Problem description
Copy all lines holding the word "Give" from the entries.

[START Extracted data]

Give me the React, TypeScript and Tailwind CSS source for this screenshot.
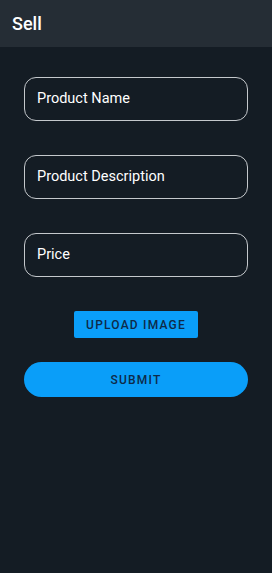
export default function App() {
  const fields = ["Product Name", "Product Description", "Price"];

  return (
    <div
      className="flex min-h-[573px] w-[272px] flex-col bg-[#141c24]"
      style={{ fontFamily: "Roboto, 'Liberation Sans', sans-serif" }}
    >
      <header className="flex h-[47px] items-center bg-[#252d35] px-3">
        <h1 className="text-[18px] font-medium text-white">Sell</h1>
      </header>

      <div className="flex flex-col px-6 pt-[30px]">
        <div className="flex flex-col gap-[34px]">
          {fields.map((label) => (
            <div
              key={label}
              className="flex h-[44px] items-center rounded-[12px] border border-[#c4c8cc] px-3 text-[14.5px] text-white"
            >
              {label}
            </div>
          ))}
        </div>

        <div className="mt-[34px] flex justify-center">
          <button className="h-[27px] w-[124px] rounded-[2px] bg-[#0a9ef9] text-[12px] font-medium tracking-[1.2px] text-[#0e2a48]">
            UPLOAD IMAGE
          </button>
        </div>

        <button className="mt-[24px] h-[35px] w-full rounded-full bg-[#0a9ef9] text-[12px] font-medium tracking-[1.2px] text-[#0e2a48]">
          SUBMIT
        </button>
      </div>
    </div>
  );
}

[END Extracted data]
[START Extracted data]

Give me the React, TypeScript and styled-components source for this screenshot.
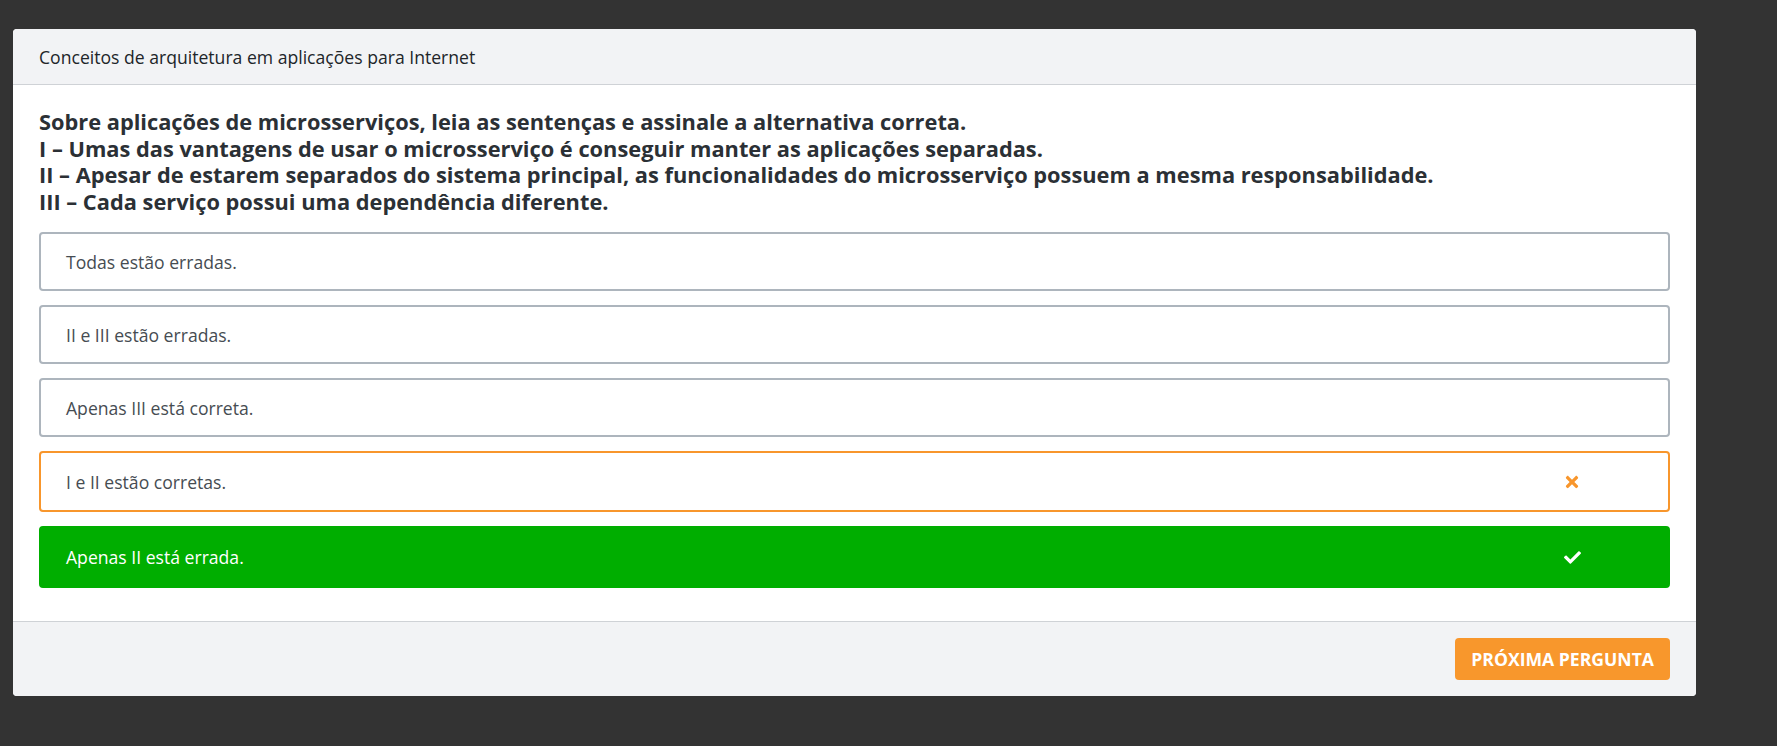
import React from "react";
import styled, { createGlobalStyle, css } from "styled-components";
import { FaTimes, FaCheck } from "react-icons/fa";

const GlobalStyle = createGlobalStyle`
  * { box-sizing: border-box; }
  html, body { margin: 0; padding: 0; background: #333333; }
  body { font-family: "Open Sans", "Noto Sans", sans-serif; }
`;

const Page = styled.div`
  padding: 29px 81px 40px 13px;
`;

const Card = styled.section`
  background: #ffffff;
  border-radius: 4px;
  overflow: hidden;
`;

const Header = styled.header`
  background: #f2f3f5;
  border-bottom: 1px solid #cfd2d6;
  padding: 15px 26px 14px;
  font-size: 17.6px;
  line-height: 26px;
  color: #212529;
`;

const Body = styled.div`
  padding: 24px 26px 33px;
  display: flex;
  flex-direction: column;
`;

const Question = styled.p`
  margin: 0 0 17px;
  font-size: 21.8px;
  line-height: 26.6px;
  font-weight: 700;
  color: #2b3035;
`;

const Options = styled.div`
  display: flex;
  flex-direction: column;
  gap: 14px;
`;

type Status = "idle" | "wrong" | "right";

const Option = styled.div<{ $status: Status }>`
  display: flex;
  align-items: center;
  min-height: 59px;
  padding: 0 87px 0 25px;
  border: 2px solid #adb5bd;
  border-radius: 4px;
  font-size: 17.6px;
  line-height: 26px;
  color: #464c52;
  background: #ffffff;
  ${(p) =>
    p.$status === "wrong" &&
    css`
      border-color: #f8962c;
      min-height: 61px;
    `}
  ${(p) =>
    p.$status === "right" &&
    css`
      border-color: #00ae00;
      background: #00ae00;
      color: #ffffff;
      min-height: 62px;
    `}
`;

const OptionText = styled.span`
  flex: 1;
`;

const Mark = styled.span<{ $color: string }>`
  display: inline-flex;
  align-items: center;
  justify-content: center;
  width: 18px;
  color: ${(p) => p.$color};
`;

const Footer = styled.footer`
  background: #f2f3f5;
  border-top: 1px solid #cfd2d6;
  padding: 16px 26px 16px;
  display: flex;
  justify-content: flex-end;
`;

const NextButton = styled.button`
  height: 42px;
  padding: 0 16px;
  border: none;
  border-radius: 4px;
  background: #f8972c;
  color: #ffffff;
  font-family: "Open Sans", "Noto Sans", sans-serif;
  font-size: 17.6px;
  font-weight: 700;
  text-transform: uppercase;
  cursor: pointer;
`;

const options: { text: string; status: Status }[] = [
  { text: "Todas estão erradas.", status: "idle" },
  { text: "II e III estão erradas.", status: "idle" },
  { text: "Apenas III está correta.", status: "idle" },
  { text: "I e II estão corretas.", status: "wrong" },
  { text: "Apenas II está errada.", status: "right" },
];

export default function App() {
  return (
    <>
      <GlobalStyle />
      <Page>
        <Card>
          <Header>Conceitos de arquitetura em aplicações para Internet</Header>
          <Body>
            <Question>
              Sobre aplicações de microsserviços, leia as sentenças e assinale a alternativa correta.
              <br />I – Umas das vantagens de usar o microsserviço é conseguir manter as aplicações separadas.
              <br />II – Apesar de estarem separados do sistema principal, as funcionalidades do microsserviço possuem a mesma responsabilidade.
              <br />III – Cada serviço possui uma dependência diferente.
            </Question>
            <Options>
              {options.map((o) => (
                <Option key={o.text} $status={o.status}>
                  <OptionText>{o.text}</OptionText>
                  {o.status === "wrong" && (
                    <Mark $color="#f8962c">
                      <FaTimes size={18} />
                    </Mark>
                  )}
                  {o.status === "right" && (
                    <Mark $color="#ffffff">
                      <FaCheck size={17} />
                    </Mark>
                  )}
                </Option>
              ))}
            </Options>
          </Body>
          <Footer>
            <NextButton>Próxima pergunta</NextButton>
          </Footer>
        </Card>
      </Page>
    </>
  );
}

[END Extracted data]
[START Extracted data]

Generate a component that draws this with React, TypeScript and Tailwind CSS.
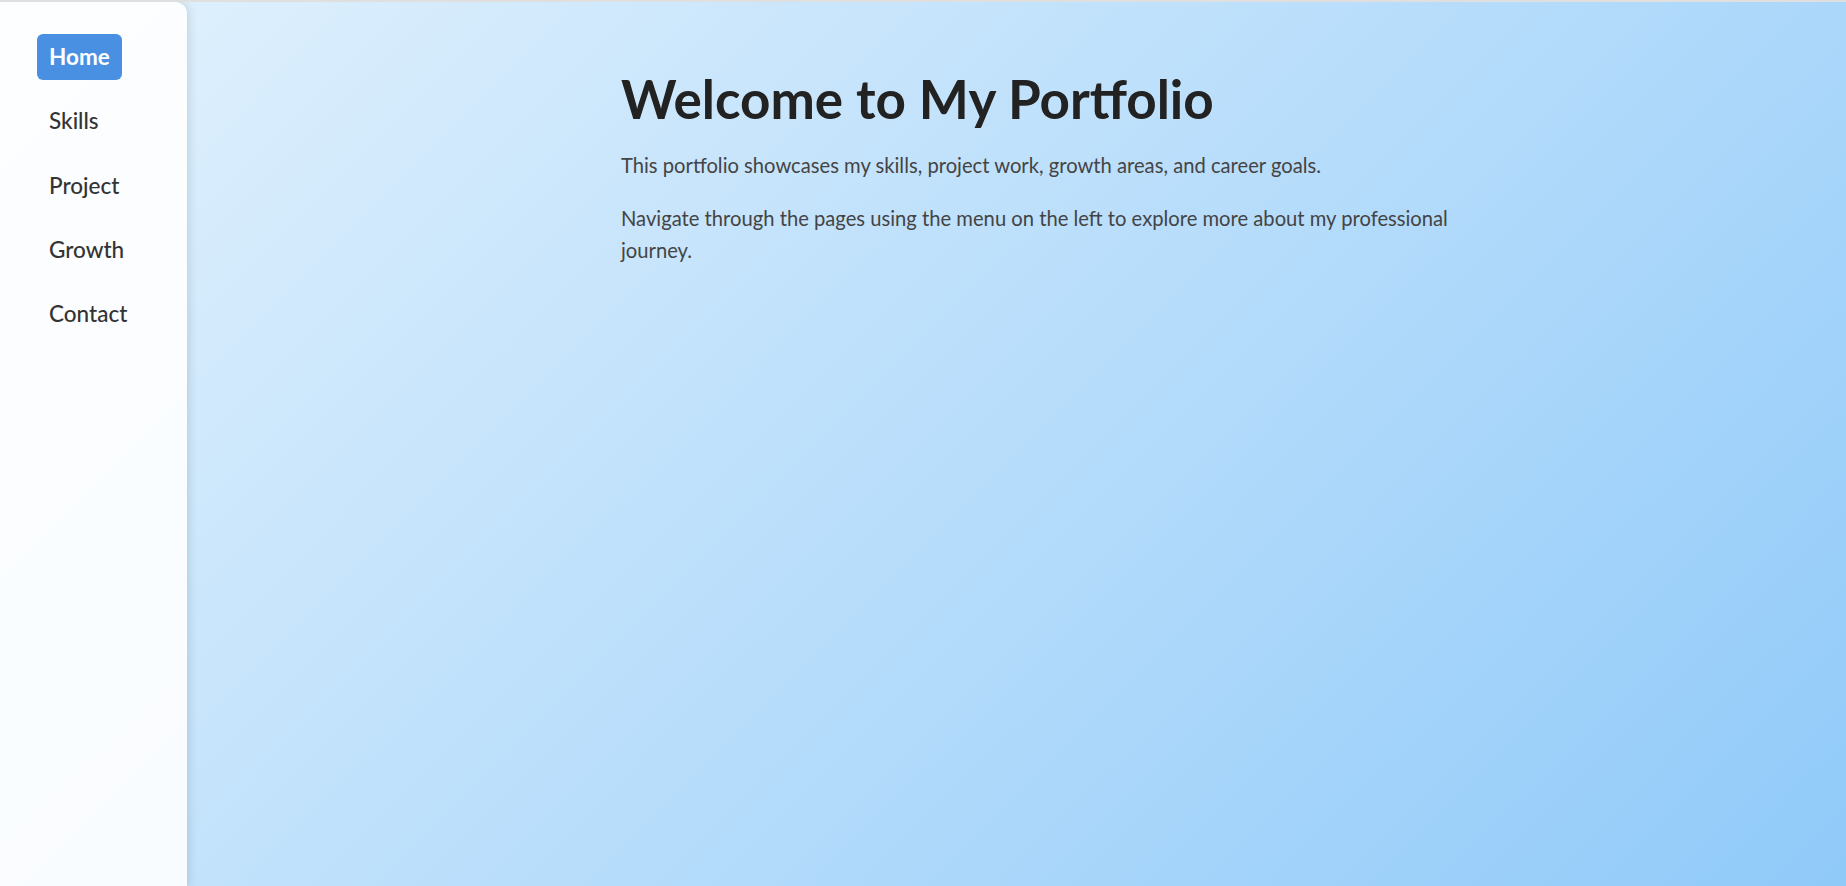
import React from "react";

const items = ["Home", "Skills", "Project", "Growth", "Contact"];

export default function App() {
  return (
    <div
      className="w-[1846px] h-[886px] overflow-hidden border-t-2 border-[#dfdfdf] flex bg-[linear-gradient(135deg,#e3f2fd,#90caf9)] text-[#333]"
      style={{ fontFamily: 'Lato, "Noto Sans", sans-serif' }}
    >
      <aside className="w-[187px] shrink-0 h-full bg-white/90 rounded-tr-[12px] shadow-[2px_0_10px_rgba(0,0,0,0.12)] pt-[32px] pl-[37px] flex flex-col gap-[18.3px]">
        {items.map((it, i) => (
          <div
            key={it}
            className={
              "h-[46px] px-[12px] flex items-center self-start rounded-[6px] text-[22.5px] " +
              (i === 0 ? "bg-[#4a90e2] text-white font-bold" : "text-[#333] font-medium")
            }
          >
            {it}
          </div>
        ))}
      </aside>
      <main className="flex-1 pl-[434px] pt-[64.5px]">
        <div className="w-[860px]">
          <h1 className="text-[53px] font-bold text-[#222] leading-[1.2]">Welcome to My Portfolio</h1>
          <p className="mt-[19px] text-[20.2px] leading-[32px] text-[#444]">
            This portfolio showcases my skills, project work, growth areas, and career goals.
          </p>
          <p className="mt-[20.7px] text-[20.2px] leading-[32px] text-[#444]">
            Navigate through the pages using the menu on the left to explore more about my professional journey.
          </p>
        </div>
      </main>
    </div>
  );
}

[END Extracted data]

Response
Give me the React, TypeScript and Tailwind CSS source for this screenshot.
Give me the React, TypeScript and styled-components source for this screenshot.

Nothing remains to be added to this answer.